The National Park Service (NPS) announced in October that it has permanently ended a
planning and rulemaking process intended to establish new regulations related to dog
management at the Golden Gate National Recreation Area (GGNRA). The decision follows
the completion of an independent review of the process.
In its report, the independent review team concluded that the use of personal e-mails by
NPS employees to conduct official business was inappropriate, but the e-mails the team
reviewed ultimately did not influence the outcome of the planning and rulemaking
process. However, NPS officials, with the support of the Department of the
Interior’s leadership, concluded that it is no longer appropriate to proceed with the
rule making process.
“We can do better and, in the interest of upholding the highest standard of transparency
and trust with our Bay Area neighbors, we have determined that it is no longer
appropriate to continue with the current dog management rulemaking process at
Golden Gate National Recreation Area,” said NPS acting director Michael Reynolds.

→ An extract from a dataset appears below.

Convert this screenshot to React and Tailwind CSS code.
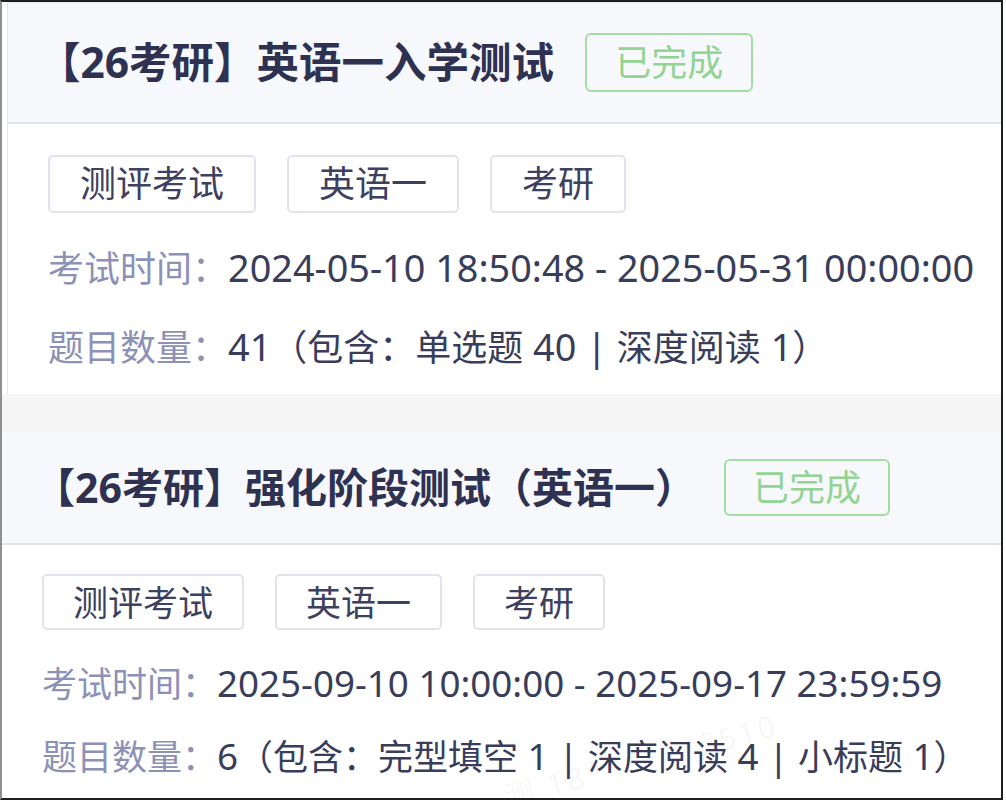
const FONT = { fontFamily: "'Noto Sans', 'Noto Sans CJK SC', sans-serif" };

// latin runs render a little larger than the CJK text, like in the original font
const Mixed = ({ text, latin }) =>
  text.split(/([\x20-\x7E]+)/).map((part, i) =>
    /^[\x20-\x7E]+$/.test(part) ? (
      <span key={i} className={latin}>
        {part}
      </span>
    ) : (
      part
    )
  );

const exams = [
  {
    title: "【26考研】英语一入学测试",
    tags: ["测评考试", "英语一", "考研"],
    time: "2024-05-10 18:50:48 - 2025-05-31 00:00:00",
    count: "41（包含：单选题 40 | 深度阅读 1）",
  },
  {
    title: "【26考研】强化阶段测试（英语一）",
    tags: ["测评考试", "英语一", "考研"],
    time: "2025-09-10 10:00:00 - 2025-09-17 23:59:59",
    count: "6（包含：完型填空 1 | 深度阅读 4 | 小标题 1）",
  },
];

const Badge = ({ className }) => (
  <span
    className={
      "inline-flex items-center rounded-[6px] border-2 border-[#a3dca4] text-[36px] leading-none text-[#93d494] " +
      className
    }
  >
    已完成
  </span>
);

const App = () => {
  const [first, second] = exams;

  return (
    <div className="relative h-[800px] w-[1006px] bg-white" style={FONT}>
      <div className="flex h-[800px] w-[1003px] flex-col overflow-hidden border-2 border-[#1f1f1f] border-l-[#8f8f8f] bg-[#f5f5f6]">
        {/* first card */}
        <div className="bg-white pl-[5px]">
          <div className="border-l border-t border-[#e4e6ee]">
            <div className="flex h-[121px] items-center border-b-2 border-[#e1e4f0] bg-[#f7f8fc] pl-[40px]">
              <h2 className="-ml-[10px] text-[42.5px] font-bold leading-none text-[#2e3150]">
                {first.title}
              </h2>
              <Badge className="ml-[31px] h-[59px] px-[28px]" />
            </div>
            <div className="bg-white pb-[7px] pl-[40px] pt-[31px]">
              <div className="flex gap-[31px]">
                {first.tags.map((tag) => (
                  <span
                    key={tag}
                    className="inline-flex h-[58px] items-center rounded-[5px] border-2 border-[#e2e4eb] px-[30px] text-[36px] leading-none text-[#3d405e]"
                  >
                    {tag}
                  </span>
                ))}
              </div>
              <div className="mt-[16px] whitespace-nowrap text-[36px] leading-[78px]">
                <span className="text-[#8d91b6]">考试时间：</span>
                <span className="text-[#3a3d5a]">
                  <Mixed text={first.time} latin="text-[1.05em]" />
                </span>
              </div>
              <div className="whitespace-nowrap text-[36px] leading-[78px]">
                <span className="text-[#8d91b6]">题目数量：</span>
                <span className="text-[#3a3d5a]">
                  <Mixed text={first.count} latin="text-[1.05em]" />
                </span>
              </div>
            </div>
          </div>
        </div>

        <div className="h-[38px] shrink-0" />

        {/* second card */}
        <div className="flex-1 bg-white">
          <div className="flex h-[113px] items-center border-b-2 border-[#e1e4f0] bg-[#f7f8fc] pl-[40px]">
            <h2 className="-ml-[8px] text-[41px] font-bold leading-none text-[#2e3150]">
              {second.title}
            </h2>
            <Badge className="ml-[28px] h-[57px] px-[27px]" />
          </div>
          <div className="pb-[7px] pl-[40px] pt-[29px]">
            <div className="flex gap-[31px]">
              {second.tags.map((tag) => (
                <span
                  key={tag}
                  className="inline-flex h-[56px] items-center rounded-[5px] border-2 border-[#e2e4eb] px-[29px] text-[35px] leading-none text-[#3d405e]"
                >
                  {tag}
                </span>
              ))}
            </div>
            <div className="mt-[17px] whitespace-nowrap text-[35px] leading-[73px]">
              <span className="text-[#8d91b6]">考试时间：</span>
              <span className="text-[#3a3d5a]">
                <Mixed text={second.time} latin="text-[1.05em]" />
              </span>
            </div>
            <div className="whitespace-nowrap text-[35px] leading-[73px]">
              <span className="text-[#8d91b6]">题目数量：</span>
              <span className="text-[#3a3d5a]">
                <Mixed text={second.count} latin="text-[1.05em]" />
              </span>
            </div>
          </div>
        </div>
      </div>

      {/* faint watermark, sits behind nothing but barely visible */}
      <span className="pointer-events-none absolute left-[500px] top-[738px] -rotate-[15deg] whitespace-nowrap text-[30px] tracking-[3px] text-[#000000]/[0.05]">
        测 18******2510
      </span>
    </div>
  );
};

export default App;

The GGNRA will continue to enforce existing pet regulations detailed in a 1979 pet policy
and the Superintendent’s Compendium. The current regulations allow visitors to walk
dogs under voice or leash control in specific areas of the park. The nationwide
National Park Service regulation requiring dogs to be on leash will apply to areas not
covered by the 1979 policy.
The NPS has also adopted two special regulations that modify the 1979 policy for parts
of Crissy Field and Ocean Beach. For the time being, the interim permit requirement for
commercial dog walkers will remain in effect.
For more information, go to the website http://www.ggnra.gov.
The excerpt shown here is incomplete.